Someone wrote to me over the break saying that he wanted to look at the effect of judge’s comments on the outcome. Though I never heard from him again, I myself have always been curious about whether the judge’s comments sway the vote (my guess is that they do—a lot). Unfortunately, there are two problems with this. First is that the data is not readily available, and not already quantified. It would be required to go through each and every performance (if you can find them) and determine subjectively whether the judge had given a good, bad, or mixed review. Needless to say, this is imprecise and *very *labor intensive. I’d like to do it, and may. The second problem is that the judges are not the same! Paula Abdul left, and was replaced by Kara Dioguardi and Ellen Degeneres.
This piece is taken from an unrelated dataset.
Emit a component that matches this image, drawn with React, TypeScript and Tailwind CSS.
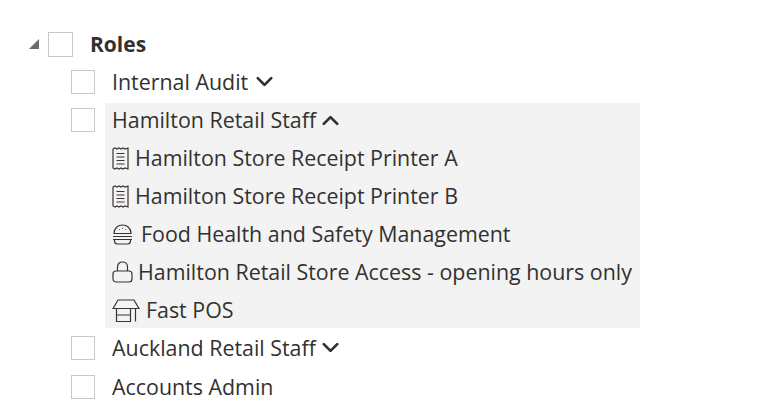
import { ChevronDown, ChevronUp } from "lucide-react";
import type { ReactNode } from "react";

function Box({ size = "small" }: { size?: "small" | "large" }) {
  return <span className={size === "large" ? "block h-[25px] w-[25px] shrink-0 border border-[#c8c8c8] bg-white" : "block h-6 w-6 shrink-0 border border-[#c8c8c8] bg-white"} />;
}

function ReceiptIcon() {
  return (
    <svg width="17" height="23" viewBox="0 0 17 23" fill="none" stroke="#3a3431" strokeWidth="1.2" className="shrink-0">
      <path d="M1 2 L3 1 L5 2 L7 1 L9 2 L11 1 L13 2 L16 1 V22 L13 21 L11 22 L9 21 L7 22 L5 21 L3 22 L1 21 Z" />
      <path d="M4.5 6.5 H12.5 M4.5 10 H12.5 M4.5 13.5 H12.5 M4.5 17 H12.5" />
    </svg>
  );
}

function BurgerIcon() {
  return (
    <svg width="21" height="21" viewBox="0 0 21 21" fill="none" stroke="#3a3431" strokeWidth="1.2" className="shrink-0">
      <path d="M2 9.5 C2 4 6 1 10.5 1 C15 1 19 4 19 9.5 Z" />
      <path d="M1 12.5 H20 M1 15.5 H20" />
      <path d="M2.5 15.5 V17 C2.5 19 4 20 5.5 20 H15.5 C17 20 18.5 19 18.5 17 V15.5" />
      <path d="M7 5.5 H7.8 M10.2 4.5 H11 M13.5 5.5 H14.3" />
    </svg>
  );
}

function LockIcon() {
  return (
    <svg width="21" height="22" viewBox="0 0 21 22" fill="none" stroke="#3a3431" strokeWidth="1.2" className="shrink-0">
      <path d="M5.5 10 V6 C5.5 3 7.5 1 10.5 1 C13.5 1 15.5 3 15.5 6 V10" />
      <rect x="1" y="10" width="19" height="11" rx="3" />
    </svg>
  );
}

function StoreIcon() {
  return (
    <svg width="28" height="23" viewBox="0 0 28 23" fill="none" stroke="#3a3431" strokeWidth="1.2" className="shrink-0">
      <path d="M6 1 H22 L27 9.5 H1 Z" />
      <path d="M4.5 9.5 V22.5 H18.5 V9.5 M4.5 16 H18.5 M23.5 9.5 V22.5" />
    </svg>
  );
}

function Row({ left, height, children }: { left?: ReactNode; height: string; children: ReactNode }) {
  return (
    <div className={`flex items-center ${height}`}>
      <div className="flex w-[105px] shrink-0 justify-end pr-[10px]">{left}</div>
      <div className="flex min-w-0 flex-1 items-center pl-[7px]">{children}</div>
    </div>
  );
}

function Item({ icon, label, gap }: { icon: ReactNode; label: string; gap: string }) {
  return (
    <div className={`flex h-[38px] items-center whitespace-nowrap pl-[7px] ${gap}`}>
      {icon}
      <span>{label}</span>
    </div>
  );
}

export default function App() {
  return (
    <div className="h-[412px] w-[758px] overflow-hidden bg-white pt-[25px] font-['Open_Sans','Noto_Sans',sans-serif] text-[21.4px] text-[#323130]">
      <div className="flex h-[38px] items-center">
        <div className="ml-[29px] h-0 w-0 border-b-[10px] border-l-[10px] border-b-[#6b6b6b] border-l-transparent" />
        <div className="ml-[9px]">
          <Box size="large" />
        </div>
        <span className="ml-[17px] pt-[2px] text-[21px] font-bold">Roles</span>
      </div>

      <div className="mb-[2px]">
        <Row left={<Box />} height="h-[38px]">
          <span>Internal Audit</span>
          <ChevronDown size={27} strokeWidth={2.4} className="ml-[3px]" />
        </Row>
      </div>

      <div className="flex">
        <div className="flex w-[105px] shrink-0 justify-end pr-[10px] pt-[5px]">
          <Box />
        </div>
        <div className="h-[225px] w-[535px] bg-[#f3f3f3]">
          <div className="flex h-[36px] items-center pb-[1px] pl-[7px]">
            <span>Hamilton Retail Staff</span>
            <ChevronUp size={27} strokeWidth={2.4} className="ml-[1px]" />
          </div>
          <Item icon={<ReceiptIcon />} label="Hamilton Store Receipt Printer A" gap="gap-[6px]" />
          <Item icon={<ReceiptIcon />} label="Hamilton Store Receipt Printer B" gap="gap-[6px]" />
          <Item icon={<BurgerIcon />} label="Food Health and Safety Management" gap="gap-2" />
          <Item icon={<LockIcon />} label="Hamilton Retail Store Access - opening hours only" gap="gap-[5px]" />
          <Item icon={<StoreIcon />} label="Fast POS" gap="gap-[6px]" />
        </div>
      </div>

      <div className="pt-[1px]">
        <Row left={<Box />} height="h-[38px]">
          <span>Auckland Retail Staff</span>
          <ChevronDown size={27} strokeWidth={2.4} className="ml-[1px]" />
        </Row>
        <Row left={<Box />} height="h-[39px]">
          <span className="pt-[2px]">Accounts Admin</span>
        </Row>
      </div>
    </div>
  );
}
Then, both of those women left and Steven Tyler and Jennifer Lopez were added. Their personalities are very different than what came before, they are somewhat sycophantic (in my estimation), and it’s just not an apples to apples comparison.

In any case, the point of this 1500 word essay is this: American Idol is a very complex system, and prediction of it through numerical methods (rather than by feeling) will always be quite imprecise, and often *very* imprecise. The number of data points is tiny, the number of variables huge, and the fact that the model stood up to (and even exceeded) the experts last year is impressive to me by itself.